For completeness below we present a proof of the LCM Distributive Law with notation $\,[x,y] := {\rm lcm}(x,y),\,$ using the LCM universal property and basic divisibility properties.
Theorem $\ \ [ax,bx] = [a,b]x $
Proof $\ \ [ax,bx]\mid c\iff ax,bx\mid c\iff a,b\mid c/x\iff [a,b]\mid c/x\iff [a,b]x\mid c$
Therefore $\ [ax,bx] = [a,b]x\,$ since they divide each other by above.
On
Let us put it this way: Define a', b' so that a=a'd and b=b'd, where d=GCD(a,b). Then a|c means c = a'ds for some s, and b|c means c = b'dt for some t. But that doesn't mean ab|c because we could have a'|t and b'|s, i.e c = a'b'du for some u. I.e in dividing c, a and b are sharing d between them.

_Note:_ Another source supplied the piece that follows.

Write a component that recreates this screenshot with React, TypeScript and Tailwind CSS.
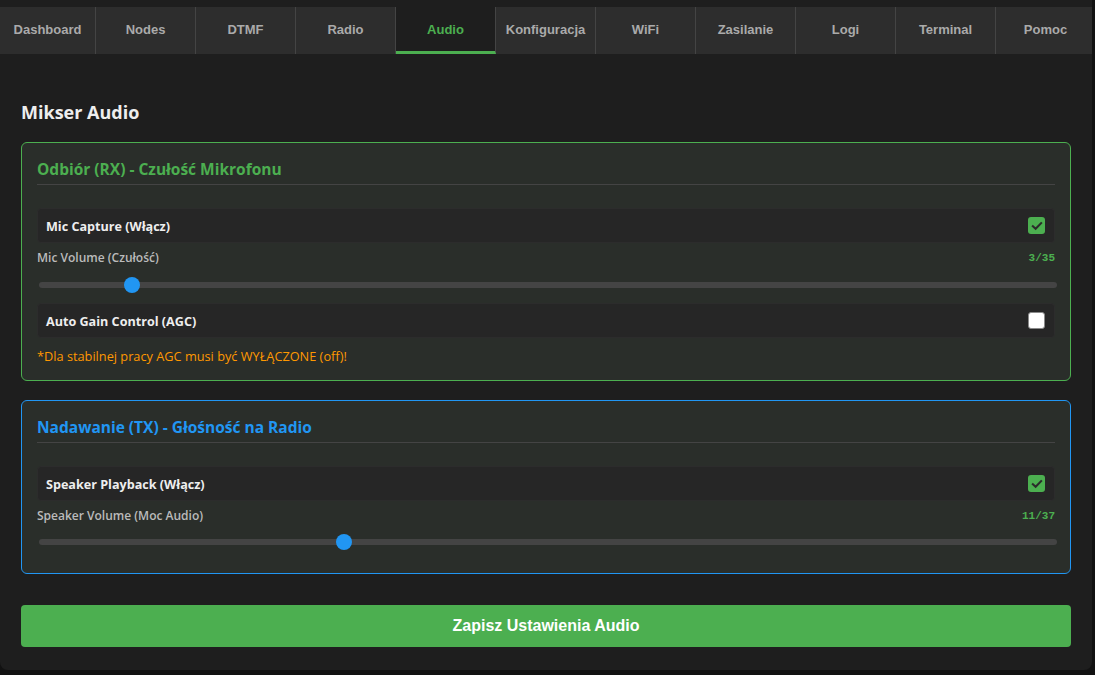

Of course, if c = a'b'du, cd = a'db'du = abu.
As an extreme example, let $a=b=c=4$. Then $a$ divides $c$ and $b$ divides $c$, but $ab$ does not divide $c$. So the approach you suggested will need modification.
Now let us prove the stated result. Because $d$ is the highest common factor of $a$ and $b$, there exist integers $s$ and $t$ such that $as+bt=d$. (This is often called Bézout's lemma.) It follows that $$cas+cbt=cd.$$ Because $b$ divides $c$, we have $ab$ divides $cas$. Because $a$ divides $c$, we have $ab$ divides $cbt$. So $ab$ divides $cas+cbt$, that is, $ab$ divides $cd$.